A este enquadramento não fogem as ilhas dos Açores, longe, porém, de situações dramáticas que se vivem noutras realidades insulares como acontece actualmente em algumas ilhas do Pacífico. No entanto, pese embora algumas circunstâncias que atenuam a amplitude da alteração expectável para determinados indicadores climáticos, quando comparados com outras zonas do globo, como no caso da temperatura, não devem ser confundidos ou minimizados os impactes resultantes da alta dependência e vulnerabilidade que estas regiões apresentam face ao seu clima e à sua evolução futura” – considera o cientista que continuamente adverte que “devemos estar particularmente preparados para as implicações resultantes de três domínios da alteração climática: a alteração do regime hidrológico por via conjugada da irregularidade da precipitação e da sua concentração em fenómenos de maior intensidade alternando com períodos de seca mais prolongados; o aumento da ocorrência de fenómenos extremos associados à actividade ciclónica de origem tropical (furacões e tempestades tropicais), resultante do incremento da temperatura superficial do mar alimentada por uma maior reserva de energia em profundidade, mas também o prolongamento do seu trajecto no Atlântico proporcionado pelo recuo a norte do bloqueio da frente polar; e, naturalmente, a subida do nível do mar.” – conclui.

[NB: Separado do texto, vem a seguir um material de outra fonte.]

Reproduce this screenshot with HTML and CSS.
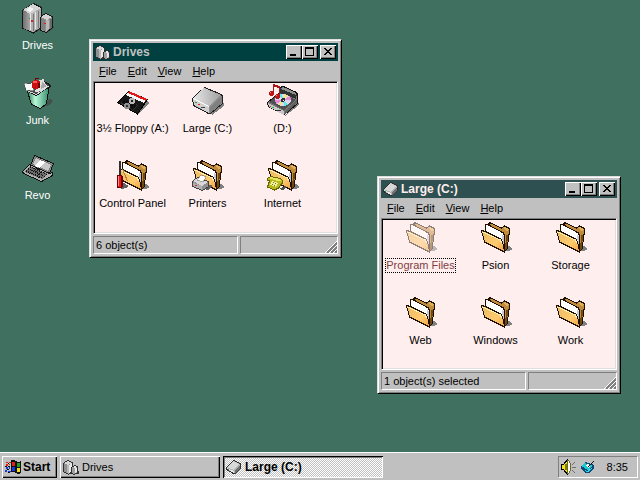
FILE: index.html
```html
<!DOCTYPE html>
<html lang="en">
<head>
<meta charset="utf-8">
<title>Desktop</title>
<link rel="stylesheet" href="styles.css">
</head>
<body>
<svg class="sprite" aria-hidden="true">
  <defs>
    <linearGradient id="flap" x1="0" y1="0" x2="1" y2="1"><stop offset="0" stop-color="#e8b860"/><stop offset=".6" stop-color="#ffcb70"/><stop offset="1" stop-color="#f0a040"/></linearGradient>
    <linearGradient id="tower"><stop offset="0" stop-color="#707070"/><stop offset="1" stop-color="#a8a8a8"/></linearGradient>
    <linearGradient id="lid" x1="0" y1="0" x2="1" y2="0"><stop offset="0" stop-color="#e8e8e8"/><stop offset="1" stop-color="#a0a0a0"/></linearGradient>
    <linearGradient id="bin"><stop offset="0" stop-color="#287858"/><stop offset=".35" stop-color="#b8f8d8"/><stop offset="1" stop-color="#308868"/></linearGradient>
  </defs>
  <symbol id="folder" viewBox="0 0 32 32">
    <path fill="#808080" d="M27 25h3v1h1v1h1v2h-2v1h-4z"/>
    <path fill="#c08c3c" stroke="#201000" d="M9.5 1.5l12 5.500 3-2 5 2.500v5l-1 2-1 13-3 3-15-11z"/>
    <path fill="#704810" d="M26 14h2l-1 13-2 3z"/>
    <path fill="#e0b058" d="M23 7l2-1 4 2v1l-3 1z"/>
    <path fill="#fff" stroke="#201000" d="M5.500 3.500h2l16 8.500 1 3v14l-18-9z"/>
    <path fill="none" stroke="#201000" d="M8.500 2v2l14 7.500"/>
    <path fill="none" stroke="#c8c8d8" d="M22.500 14v5M23.500 15v10"/>
    <path fill="url(#flap)" stroke="#201000" d="M1.500 9.500l4 1 15 7.500 2 2.500 2 10.500-20-10z"/>
    <path fill="none" stroke="#fff0b0" d="M2.500 11l18 8 1 3"/>
  </symbol>
  <symbol id="drive" viewBox="0 0 32 32">
    <path fill="#808080" d="M20 31l12-9v-3l-4 2-9 8z"/>
    <path fill="#909090" stroke="#202020" d="M.5 14.500L12.500 3.500l17 7 1 2v7L18.500 29.500l-2 0L1.500 21.500z"/>
    <path fill="#d0d0d0" d="M1 15l16 8v6L2 21z"/>
    <path fill="#808080" d="M18 23l12-11v7L18 29z"/>
    <path fill="url(#lid)" d="M1 14L12 4l17 7-12 11z"/>
    <path fill="none" stroke="#fff" d="M1 14.500l16 8"/>
    <path fill="#20a040" d="M3 18h2v1H3z"/><path fill="#e02020" d="M6 20h2v1H6z"/>
    <path fill="#404040" d="M9 23h4v1H9z"/>
  </symbol>
  <symbol id="drives" viewBox="0 0 32 32">
    <path fill="#444" fill-opacity=".7" d="M12 31l8-5v-4h-5zM25 31l7-5v-2l-4 1z"/>
    <path fill="#707070" stroke="#181818" d="M.5 8.500L11.500 1.500l8 4v20l-8 5.500-11-5z"/>
    <path fill="url(#tower)" d="M1 9l7 3v17l-7-3z"/>
    <path fill="#b0b0b0" d="M8 12l11-6v19l-8 5-3-1z"/>
    <path fill="#d4d4d4" d="M1 8l10-6 8 4-11 6z"/>
    <path fill="#787878" d="M11 12h1v17h-1zM16 9h1v17h-1z"/>
    <path fill="#e8e8e8" d="M8 12h1v16H8zM13 10h1v17h-1z"/>
    <path fill="#f4f4f4" d="M4 8l4-3 4 2-4 3z"/>
    <path fill="#e02020" d="M9 18h2v2H9z"/><path fill="#109040" d="M7 16h1v1H7z"/>
    <path fill="#909090" stroke="#181818" d="M18.500 15.500l5-4 7 3v11l-6 5-6-2z"/>
    <path fill="#d4d4d4" d="M19 15l5-3 6 3-5 3z"/>
    <path fill="#808080" d="M19 16l4 2v11l-4-2z"/><path fill="#b8b8b8" d="M24 18h3v9l-3 2z"/><path fill="#686868" d="M28 17h2v8l-2 2z"/>
    <path fill="#e02020" d="M22 21h2v1h-2z"/>
  </symbol>
  <symbol id="junk" viewBox="0 0 32 32">
    <path fill="#444" fill-opacity=".7" d="M20 31l9-4 2-4-4-1z"/>
    <path fill="url(#bin)" stroke="#101010" d="M5.500 14.500l9 4 13-10-3 18-6 5-9-4z"/>
    <path fill="#484848" stroke="#181818" d="M4.500 13.500l5-6 12-3 6 3 1 2-14 8z"/>
    <path fill="none" stroke="#d8d8d8" d="M4.500 13.500l10 4 13-9"/>
    <path fill="#f8f8f8" stroke="#404040" stroke-width=".5" d="M2 6l6 1 2-2 2 9-8-1z"/>
    <path fill="#e0e0e0" d="M15 6l2-3h3l1-2 2 5 3 4-6 4-7 1z"/>
    <path fill="#a8a8a8" d="M20 5l5 4-6 3z"/>
    <path fill="#c81010" d="M10 4h2V3h4v1h2v7h-2v1h-4v-1h-2z"/>
    <path fill="#f86060" d="M11 4h4v2h-4z"/><path fill="#700000" d="M16 6h2v5h-2zM13 1h1v2h-1zM14 1h3v1h-3z"/>
  </symbol>
  <symbol id="revo" viewBox="0 0 32 32">
    <path fill="#444" fill-opacity=".7" d="M20 30l11-7v-3l-3 0z"/>
    <path fill="#909090" stroke="#101010" d="M12.500 3.500l19 8-4 10-19-8z"/>
    <path fill="#c8c8c8" stroke="#787878" d="M13.500 5.500l16 7-3 7-16-7z"/>
    <path fill="#fff" d="M18 8l5 2-5 6-5-2z"/>
    <path fill="#b0b0b0" stroke="#101010" d="M7.500 12.500l20 9 3-1v3l-11 6-18-8-1-2z"/>
    <path fill="#707070" d="M8 14l18 8-6 5-17-7z"/>
    <g fill="none" stroke="#111" stroke-width="2" stroke-dasharray="1 1"><path d="M8 14.500l17 8M6 16.500l17 8M4 19l16 7"/></g>
  </symbol>
  <symbol id="floppy" viewBox="0 0 32 32">
    <path fill="#808080" d="M20 31l12-12-2-2z"/>
    <path fill="#181818" stroke="#000" d="M.5 18.500L11.500 7.500l19 8-10 14.500z"/>
    <path fill="#f8f8f8" d="M12 7l18 8-3 4-18-8z"/>
    <path fill="#e01818" d="M12 7l18 8-1 2-18-8z"/>
    <path fill="#383838" d="M3 19l4-4 14 6-5 6z"/>
    <path fill="#101010" d="M4 18l4-3 12 6-4 5z"/>
    <circle cx="15" cy="17" r="3" fill="#b8b8b8"/><circle cx="15" cy="17" r="1" fill="#202020"/>
    <circle cx="10" cy="22" r="3" fill="#909090"/><circle cx="10" cy="22" r="1" fill="#303030"/>
  </symbol>
  <symbol id="cd" viewBox="0 0 32 32">
    <path fill="#808080" d="M18 32l14-11v-2l-3 0z"/>
    <path fill="#787878" stroke="#101010" d="M.5 18.500L12.500 8.500v-5l4-1 13 6 1 2v9l-13 11-16-8z"/>
    <path fill="#303030" d="M13 4l17 6-1 5-16-6z"/>
    <path fill="#909090" d="M16 3l13 6v2L14 5z"/>
    <path fill="#c8c8c8" d="M1 19l16 8v4L2 23z"/><path fill="#606060" d="M18 27l12-11v3L18 30z"/>
    <path fill="#505050" d="M2 18L13 9l16 7-12 10z"/>
    <ellipse cx="16" cy="16" rx="8" ry="6" fill="#e0d8f0"/>
    <path fill="#60e8e8" d="M16 16l-5-5 4-1zM16 16l5 5-4 1z"/><path fill="#e888d8" d="M16 16l7-4 1 4zM16 16l-7 4-1-4z"/><path fill="#f0e870" d="M16 16l1-6 4 2zM16 16l-2 6-3-2z"/>
    <ellipse cx="16" cy="16" rx="2" ry="2" fill="#303030"/><path fill="#fff" d="M16 16h1v1h-1z"/>
    <path fill="#e02020" d="M3 22h1v1H3z"/><path fill="#20c040" d="M5 23h2v1H5z"/><path fill="#303030" d="M9 26h5v1H9z"/>
    <path fill="#a81818" d="M6 0h2v1h3v1h2v10h-1V4h-2V3H7v7H6z"/>
    <path fill="#b81818" d="M3 7h3v1h1v3H6v1H3v-1H2V8h1zM9 10h3v1h1v3h-1v1H9v-1H8v-3h1z"/>
    <path fill="#ff8080" d="M3 8h1v1H3zM9 11h1v1H9z"/>
  </symbol>
  <symbol id="control" viewBox="0 0 32 32">
    <use href="#folder" width="32" height="32"/>
    <path fill="#606060" d="M5 23l7 4-3 2-5 1z"/>
    <path fill="#ffeeee" d="M0 8h4v13H0z"/>
    <path fill="none" stroke="#b08030" d="M5.500 10l5 12"/>
    <path fill="#303030" d="M2 2h2v14H2z"/>
    <path fill="#700000" d="M0 16h5v1h1v11H5v1H0z"/><path fill="#e81818" d="M1 17h3v11H1z"/><path fill="#ff9090" d="M1 17h1v10H1z"/>
  </symbol>
  <symbol id="printers" viewBox="0 0 32 32">
    <use href="#folder" width="32" height="32"/>
    <path fill="#606060" d="M12 30l6-4 3 1-5 4z"/>
    <path fill="#909090" stroke="#404040" d="M.5 22.500l5-4 11 4v5l-6 4-10-4z"/>
    <path fill="#d8d8d8" d="M1 22l5-3 10 4-6 4z"/><path fill="#b0b0b0" d="M1 24l9 3v4l-9-4z"/>
    <path fill="#fff" stroke="#606060" stroke-width=".5" d="M5 21l4-5 5 2-3 5z"/>
    <path fill="#e02020" d="M3 26h2v1H3z"/>
  </symbol>
  <symbol id="internet" viewBox="0 0 32 32">
    <use href="#folder" width="32" height="32"/>
    <path fill="#505050" d="M12 30l6-3 2 1-4 3z"/>
    <path fill="#b8b820" stroke="#686800" d="M.5 19.500l3-2 10 2 2 2v3l-2 1-1 3-5 2.500-7-3 2-6-2-1z"/>
    <path fill="#e8e860" d="M2 19l2-1 9 2 1 2-3 0-7-2z"/>
    <path fill="#f0f0a0" d="M5 22l6 2-2 4-6-2z"/><path fill="#787810" d="M6 23h1v1H6zM8 24h1v1H8zM5 25h1v1H5zM7 26h1v1H7z"/>
  </symbol>
  <symbol id="drive-small" viewBox="0 0 16 16">
    <path fill="#404040" d="M9 15l6-5V8l-2 0z"/>
    <path fill="#b0b0b0" stroke="#303030" d="M.5 8.500l7-7 7 3v4l-6 6-1 0-7-4z"/>
    <path fill="#d8d8d8" d="M1 8l6-6 6 3-5 6z"/>
    <path fill="#e8e8e8" d="M1 9l7 3v2l-7-4z"/><path fill="#707070" d="M9 11l5-5v3l-5 5z"/>
    <path fill="#20a040" d="M2 10h1v1H2z"/>
  </symbol>
  <symbol id="drives-small" viewBox="0 0 16 16">
    <path fill="#303030" d="M6 15h4v-2H7zM13 15h3v-3h-2z"/>
    <path fill="#909090" stroke="#303030" d="M.5 4.500l4-3 5 2v9l-4 3-5-3z"/>
    <path fill="#d8d8d8" d="M1 4l4-2 4 2-4 2z"/><path fill="#b8b8b8" d="M4 6h2v9H5l-1-1z"/><path fill="#e8e8e8" d="M6 6l3-2v8l-3 2z"/>
    <path fill="#a0a0a0" stroke="#303030" d="M8.500 8.500l3-2 3 1v6l-3 2-3-1z"/>
    <path fill="#e8e8e8" d="M9 8l3-1 2 1-2 1zM12 9h2v4l-2 1z"/>
  </symbol>
  <symbol id="flag" viewBox="0 0 16 16">
    <path fill="#101010" d="M6 1h4v1h2v1h3v-1h1v12h-1v1h-3v-1h-2v-1H6z"/>
    <path fill="#e02010" d="M7 3h3v4H7z"/><path fill="#20a020" d="M12 4h3v4h-3z"/><path fill="#1838e0" d="M7 8h3v4H7z"/><path fill="#f8e020" d="M12 9h3v4h-3z"/>
    <path fill="#e02010" d="M1 3h2v1H1zM4 3h2v1H4zM1 5h2v2H1zM4 5h1v1H4z"/><path fill="#1838e0" d="M1 8h2v2H1zM4 8h1v2H4zM0 11h2v2H0zM3 12h3v1H3z"/>
    <path fill="#101010" d="M3 4h1v1H3zM0 7h2v1H0zM3 7h2v1H3zM2 10h2v1H2zM3 13h2v1H3z"/>
  </symbol>
  <symbol id="speaker" viewBox="0 0 16 16">
    <path fill="#f0e020" stroke="#000" d="M.5 5.500h2l4-5v15l-4-5h-2z"/>
    <path fill="#fff" stroke="#686820" d="M6.500 1.500h1l2 3v7l-2 3h-1z"/><path fill="#808000" d="M4 5h2v6H4z"/>
    <path fill="#707070" d="M11 5h1v1h-1zM12 4h1v1h-1zM13 3h1v1h-1zM11 8h4v1h-4zM11 11h1v1h-1zM12 12h1v1h-1zM13 13h1v1h-1z"/>
  </symbol>
  <symbol id="pen" viewBox="0 0 16 16">
    <path fill="#104878" d="M1 7l4-4 9 3v3l-4 5H6l-5-4z"/>
    <path fill="#20c8d0" d="M1 7l4-3 8 3-5 4z"/><path fill="#fff" d="M5 6l3-1 3 2-3 2z"/><path fill="#20e0e8" d="M2 9l5 3 5-3-1 2-3 2H6z"/>
    <path fill="none" stroke="#101010" d="M8 8l6-6"/>
  </symbol>
</svg>

<main class="desktop">
  <div class="shortcuts">
    <button class="item"><svg class="icon"><use href="#drives"/></svg><span class="label">Drives</span></button>
    <button class="item"><svg class="icon"><use href="#junk"/></svg><span class="label">Junk</span></button>
    <button class="item"><svg class="icon"><use href="#revo"/></svg><span class="label">Revo</span></button>
  </div>

  <section class="window window-drives" aria-labelledby="title-drives">
    <header class="titlebar">
      <svg class="small-icon"><use href="#drives-small"/></svg>
      <h2 class="title" id="title-drives">Drives</h2>
      <div class="controls">
        <button class="control" aria-label="Minimize"><svg viewBox="0 0 12 10"><path d="M2 7h6v2H2z"/></svg></button>
        <button class="control" aria-label="Maximize"><svg viewBox="0 0 12 10"><path fill-rule="evenodd" d="M1 0h9v9H1zM2 2h7v6H2z"/></svg></button>
        <button class="control close" aria-label="Close"><svg viewBox="0 0 12 10"><path d="M2 1h2v1h1v1h2V2h1V1h2v1H9v1H8v1H7v1h1v1h1v1h1v1H8V7H7V6H5v1H4v1H2V7h1V6h1V5h1V4H4V3H3V2H2z"/></svg></button>
      </div>
    </header>
    <nav class="menubar">
      <button><u>F</u>ile</button><button><u>E</u>dit</button><button><u>V</u>iew</button><button><u>H</u>elp</button>
    </nav>
    <div class="view">
      <button class="item"><svg class="icon"><use href="#floppy"/></svg><span class="label">3½ Floppy (A:)</span></button>
      <button class="item"><svg class="icon"><use href="#drive"/></svg><span class="label">Large (C:)</span></button>
      <button class="item"><svg class="icon"><use href="#cd"/></svg><span class="label">(D:)</span></button>
      <button class="item"><svg class="icon"><use href="#control"/></svg><span class="label">Control Panel</span></button>
      <button class="item"><svg class="icon"><use href="#printers"/></svg><span class="label">Printers</span></button>
      <button class="item"><svg class="icon"><use href="#internet"/></svg><span class="label">Internet</span></button>
    </div>
    <footer class="statusbar">
      <span class="pane">6 object(s)</span>
      <span class="pane"><svg class="grip" viewBox="0 0 12 12"><path stroke="#fff" d="M0 12L12 0M4 12l8-8M8 12l4-4"/><path stroke="#808080" stroke-width="2" d="M2 12L12 2M6 12l6-6M10 12l2-2"/></svg></span>
    </footer>
  </section>

  <section class="window window-large active" aria-labelledby="title-large">
    <header class="titlebar">
      <svg class="small-icon"><use href="#drive-small"/></svg>
      <h2 class="title" id="title-large">Large (C:)</h2>
      <div class="controls">
        <button class="control" aria-label="Minimize"><svg viewBox="0 0 12 10"><path d="M2 7h6v2H2z"/></svg></button>
        <button class="control" aria-label="Maximize"><svg viewBox="0 0 12 10"><path fill-rule="evenodd" d="M1 0h9v9H1zM2 2h7v6H2z"/></svg></button>
        <button class="control close" aria-label="Close"><svg viewBox="0 0 12 10"><path d="M2 1h2v1h1v1h2V2h1V1h2v1H9v1H8v1H7v1h1v1h1v1h1v1H8V7H7V6H5v1H4v1H2V7h1V6h1V5h1V4H4V3H3V2H2z"/></svg></button>
      </div>
    </header>
    <nav class="menubar">
      <button><u>F</u>ile</button><button><u>E</u>dit</button><button><u>V</u>iew</button><button><u>H</u>elp</button>
    </nav>
    <div class="view">
      <button class="item selected"><svg class="icon"><use href="#folder"/></svg><span class="label">Program Files</span></button>
      <button class="item"><svg class="icon"><use href="#folder"/></svg><span class="label">Psion</span></button>
      <button class="item"><svg class="icon"><use href="#folder"/></svg><span class="label">Storage</span></button>
      <button class="item"><svg class="icon"><use href="#folder"/></svg><span class="label">Web</span></button>
      <button class="item"><svg class="icon"><use href="#folder"/></svg><span class="label">Windows</span></button>
      <button class="item"><svg class="icon"><use href="#folder"/></svg><span class="label">Work</span></button>
    </div>
    <footer class="statusbar">
      <span class="pane">1 object(s) selected</span>
      <span class="pane"><svg class="grip" viewBox="0 0 12 12"><path stroke="#fff" d="M0 12L12 0M4 12l8-8M8 12l4-4"/><path stroke="#808080" stroke-width="2" d="M2 12L12 2M6 12l6-6M10 12l2-2"/></svg></span>
    </footer>
  </section>
</main>

<footer class="taskbar">
  <button class="task start"><svg class="small-icon"><use href="#flag"/></svg><span>Start</span></button>
  <button class="task entry"><svg class="small-icon"><use href="#drives-small"/></svg><span>Drives</span></button>
  <button class="task entry pressed"><svg class="small-icon"><use href="#drive-small"/></svg><span>Large (C:)</span></button>
  <div class="tray">
    <svg class="small-icon"><use href="#speaker"/></svg>
    <svg class="small-icon"><use href="#pen"/></svg>
    <time>8:35</time>
  </div>
</footer>
</body>
</html>
```
FILE: styles.css
```css
:root {
  --face: #c0c0c0;
  --light: #dfdfdf;
  --shade: #808080;
  --paper: #ffeeee;
  --ui: 11px/15px "Liberation Sans", sans-serif;
  --ui-bold: bold 12px/15px "Liberation Sans", sans-serif;
}

* { box-sizing: border-box; }

body {
  margin: 0;
  min-height: 100vh;
  display: flex;
  flex-direction: column;
  background: #407060;
  color: #000;
  font: var(--ui);
}

button {
  margin: 0;
  padding: 0;
  border: 0;
  background: none;
  color: inherit;
  font: inherit;
}

svg { flex: none; shape-rendering: crispEdges; }
.sprite { position: absolute; width: 0; height: 0; }
.icon { width: 32px; height: 32px; }
.small-icon { width: 16px; height: 16px; }

.desktop { position: relative; flex: 1; }

.shortcuts {
  display: flex;
  flex-direction: column;
  align-items: flex-start;
  padding-top: 1px;
  color: #fff;
}

.item {
  width: 75px;
  height: 75px;
  padding-top: 1px;
  display: flex;
  flex-direction: column;
  align-items: center;
  gap: 5px;
}
.shortcuts .item { gap: 4px; }

.label { border: 1px solid transparent; white-space: nowrap; line-height: 13px; }
.selected { color: #804040; }
.selected .icon { opacity: .5; }
.selected .label { border: 1px dotted #000; }

/* Windows */
.window {
  position: absolute;
  padding: 3px;
  border: 1px solid;
  border-color: var(--light) #000 #000 var(--light);
  background: var(--face);
  box-shadow: inset 1px 1px #fff, inset -1px -1px var(--shade);
  display: flex;
  flex-direction: column;
}
.window-drives { left: 89px; top: 39px; width: 253px; height: 219px; }
.window-large { left: 377px; top: 176px; width: 244px; height: 218px; }

.titlebar {
  flex: none;
  display: flex;
  align-items: center;
  gap: 2px;
  height: 18px;
  padding: 0 2px;
  background: #004040;
  color: var(--face);
}
.active .titlebar { background: #2f5050; color: var(--paper); }
.title { flex: 1; margin: 0; font: var(--ui-bold); }

.controls { display: flex; }
.control {
  width: 16px;
  height: 14px;
  padding: 2px;
  display: flex;
  background: var(--face);
  box-shadow: inset 1px 1px #fff, inset -1px -1px #000, inset -2px -2px var(--shade);
}
.control svg { width: 12px; height: 10px; }
.close { margin-left: 2px; }

.menubar { flex: none; display: flex; height: 20px; }
.menubar button { padding: 0 5px 0 6px; }

.view {
  flex: 1;
  min-height: 0;
  display: grid;
  grid-template-columns: repeat(3, 75px);
  align-content: start;
  padding: 1px;
  background: var(--paper);
  border: 1px solid;
  border-color: var(--shade) #fff #fff var(--shade);
  box-shadow: inset 1px 1px #000, inset -1px -1px var(--light);
}

.statusbar { display: grid; grid-template-columns: 145px 1fr; gap: 2px; margin-top: 2px; }
.pane {
  display: flex;
  height: 18px;
  padding-left: 2px;
  border: 1px solid;
  border-color: var(--shade) #fff #fff var(--shade);
  line-height: 17px;
}
.grip { width: 12px; height: 12px; margin: auto 0 0 auto; }

/* Taskbar */
.taskbar {
  display: flex;
  gap: 3px;
  padding: 3px 2px 2px;
  border-top: 1px solid #fff;
  background: var(--face);
}
.task {
  display: flex;
  align-items: center;
  gap: 2px;
  height: 22px;
  padding: 0 3px;
  box-shadow: inset 1px 1px #fff, inset -1px -1px #000, inset -2px -2px var(--shade);
}
.start { font: var(--ui-bold); width: 55px; }
.entry { flex: 0 1 160px; gap: 3px; }
.pressed {
  font: var(--ui-bold);
  background: repeating-conic-gradient(#fff 0 25%, var(--face) 0 50%) 0 0 / 2px 2px;
  box-shadow: inset 1px 1px #000, inset -1px -1px #fff, inset 2px 2px var(--shade);
}
.tray {
  display: flex;
  align-items: center;
  gap: 3px;
  margin-left: auto;
  height: 22px;
  padding: 0 9px 0 2px;
  border: 1px solid;
  border-color: var(--shade) #fff #fff var(--shade);
}
.tray time { margin-left: 8px; }
```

Perante a perplexidade da saída de Trump do Acordo de Paris e da decorrência de uma campanha feroz de descredibilização de Greta Thunberg – desse apelo gigante desta menina sueca para que a humanidade desperte para a necessidade de um melhor tratamento do planeta – o climatólogo Professor Eduardo Brito de Azevedo, põe o dedo na ferida, como autoridade que é na matéria, no propósito de alertar consciências de céticos e de acomodados que persistem em não querer ver uma atmosfera cada vez mais suja e cansada de tanta apatia e irresponsabilidade.